• **TASK INSTRUCTIONS**
Extract every line from the records below that contains the word "this".

• **DATASET**
------------------------------------

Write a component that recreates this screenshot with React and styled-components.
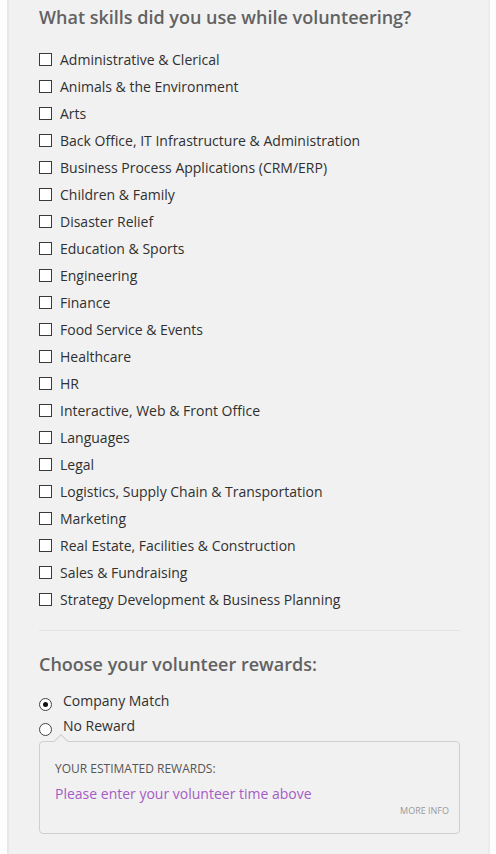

------------------------------------

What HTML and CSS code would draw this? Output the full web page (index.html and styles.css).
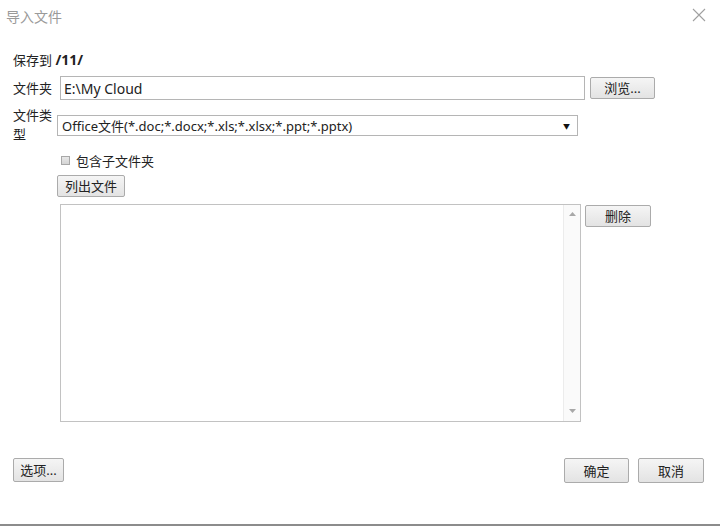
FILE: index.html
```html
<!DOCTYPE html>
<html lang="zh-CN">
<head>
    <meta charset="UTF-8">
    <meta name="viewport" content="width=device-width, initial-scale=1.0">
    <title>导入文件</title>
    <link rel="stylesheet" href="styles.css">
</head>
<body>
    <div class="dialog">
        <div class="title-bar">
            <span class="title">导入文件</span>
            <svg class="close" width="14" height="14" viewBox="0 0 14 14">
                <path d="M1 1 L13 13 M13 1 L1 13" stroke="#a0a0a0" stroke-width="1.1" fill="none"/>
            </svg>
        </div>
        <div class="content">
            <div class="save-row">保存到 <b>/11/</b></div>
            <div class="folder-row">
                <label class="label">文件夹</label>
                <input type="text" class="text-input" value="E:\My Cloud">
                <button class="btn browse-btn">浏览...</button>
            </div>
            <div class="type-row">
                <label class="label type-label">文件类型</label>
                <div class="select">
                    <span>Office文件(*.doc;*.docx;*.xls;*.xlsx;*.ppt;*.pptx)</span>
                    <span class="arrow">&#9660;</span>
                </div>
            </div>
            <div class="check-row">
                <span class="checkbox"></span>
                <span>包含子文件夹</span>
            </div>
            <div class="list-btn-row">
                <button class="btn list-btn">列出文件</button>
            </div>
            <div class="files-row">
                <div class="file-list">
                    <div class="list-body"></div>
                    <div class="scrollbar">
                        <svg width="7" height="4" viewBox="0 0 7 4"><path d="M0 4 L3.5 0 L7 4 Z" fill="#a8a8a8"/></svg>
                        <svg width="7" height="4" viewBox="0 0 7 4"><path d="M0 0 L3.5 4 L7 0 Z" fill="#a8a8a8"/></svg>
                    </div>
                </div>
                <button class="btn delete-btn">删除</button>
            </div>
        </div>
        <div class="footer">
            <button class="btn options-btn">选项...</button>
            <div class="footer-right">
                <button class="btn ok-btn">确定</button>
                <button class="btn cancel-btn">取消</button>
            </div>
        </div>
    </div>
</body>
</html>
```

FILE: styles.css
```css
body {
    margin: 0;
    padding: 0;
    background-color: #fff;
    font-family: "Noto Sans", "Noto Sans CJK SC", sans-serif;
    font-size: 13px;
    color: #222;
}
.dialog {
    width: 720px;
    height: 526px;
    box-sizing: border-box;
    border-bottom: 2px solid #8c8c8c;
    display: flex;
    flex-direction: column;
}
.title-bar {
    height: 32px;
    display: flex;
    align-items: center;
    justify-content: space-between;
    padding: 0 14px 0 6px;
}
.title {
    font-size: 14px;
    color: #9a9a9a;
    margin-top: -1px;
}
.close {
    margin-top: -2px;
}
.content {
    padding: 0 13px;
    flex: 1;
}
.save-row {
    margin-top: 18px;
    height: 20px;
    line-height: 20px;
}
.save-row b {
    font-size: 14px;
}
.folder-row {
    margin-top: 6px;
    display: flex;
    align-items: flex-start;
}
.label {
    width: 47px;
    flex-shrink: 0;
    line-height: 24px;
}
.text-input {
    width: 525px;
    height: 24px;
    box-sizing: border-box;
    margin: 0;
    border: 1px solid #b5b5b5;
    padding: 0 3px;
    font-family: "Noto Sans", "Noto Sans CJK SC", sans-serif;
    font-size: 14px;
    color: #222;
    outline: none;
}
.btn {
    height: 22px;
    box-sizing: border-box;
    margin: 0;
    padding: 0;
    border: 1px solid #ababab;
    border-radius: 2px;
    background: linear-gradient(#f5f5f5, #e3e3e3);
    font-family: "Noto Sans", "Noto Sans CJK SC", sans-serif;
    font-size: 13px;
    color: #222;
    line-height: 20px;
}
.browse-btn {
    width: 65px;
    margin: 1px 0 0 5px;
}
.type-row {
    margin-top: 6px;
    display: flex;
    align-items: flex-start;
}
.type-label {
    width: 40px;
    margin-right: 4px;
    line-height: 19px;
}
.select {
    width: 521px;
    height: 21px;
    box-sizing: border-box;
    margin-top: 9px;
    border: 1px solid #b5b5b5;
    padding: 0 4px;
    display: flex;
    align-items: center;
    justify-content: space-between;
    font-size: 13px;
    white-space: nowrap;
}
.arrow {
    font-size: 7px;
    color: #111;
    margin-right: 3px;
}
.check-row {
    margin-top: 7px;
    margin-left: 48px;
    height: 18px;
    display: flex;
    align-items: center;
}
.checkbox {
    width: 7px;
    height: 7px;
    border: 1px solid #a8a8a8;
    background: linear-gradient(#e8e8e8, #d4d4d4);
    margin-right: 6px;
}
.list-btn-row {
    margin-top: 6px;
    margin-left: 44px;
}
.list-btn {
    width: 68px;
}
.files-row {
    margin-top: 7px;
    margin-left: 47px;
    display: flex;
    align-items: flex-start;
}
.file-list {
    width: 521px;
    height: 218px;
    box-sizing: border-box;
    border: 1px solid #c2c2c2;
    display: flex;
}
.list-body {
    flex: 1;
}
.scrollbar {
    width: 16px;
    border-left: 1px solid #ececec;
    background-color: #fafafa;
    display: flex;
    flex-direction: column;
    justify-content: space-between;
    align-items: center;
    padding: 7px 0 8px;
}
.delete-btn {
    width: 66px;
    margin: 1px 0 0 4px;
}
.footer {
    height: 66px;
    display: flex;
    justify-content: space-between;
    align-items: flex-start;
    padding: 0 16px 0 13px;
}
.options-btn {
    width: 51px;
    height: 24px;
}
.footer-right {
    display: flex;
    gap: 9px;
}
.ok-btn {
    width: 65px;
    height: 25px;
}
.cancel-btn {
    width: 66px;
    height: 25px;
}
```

------------------------------------

• **OUTPUT OF THE TASK**
Write a component that recreates this screenshot with React and styled-components.
What HTML and CSS code would draw this? Output the full web page (index.html and styles.css).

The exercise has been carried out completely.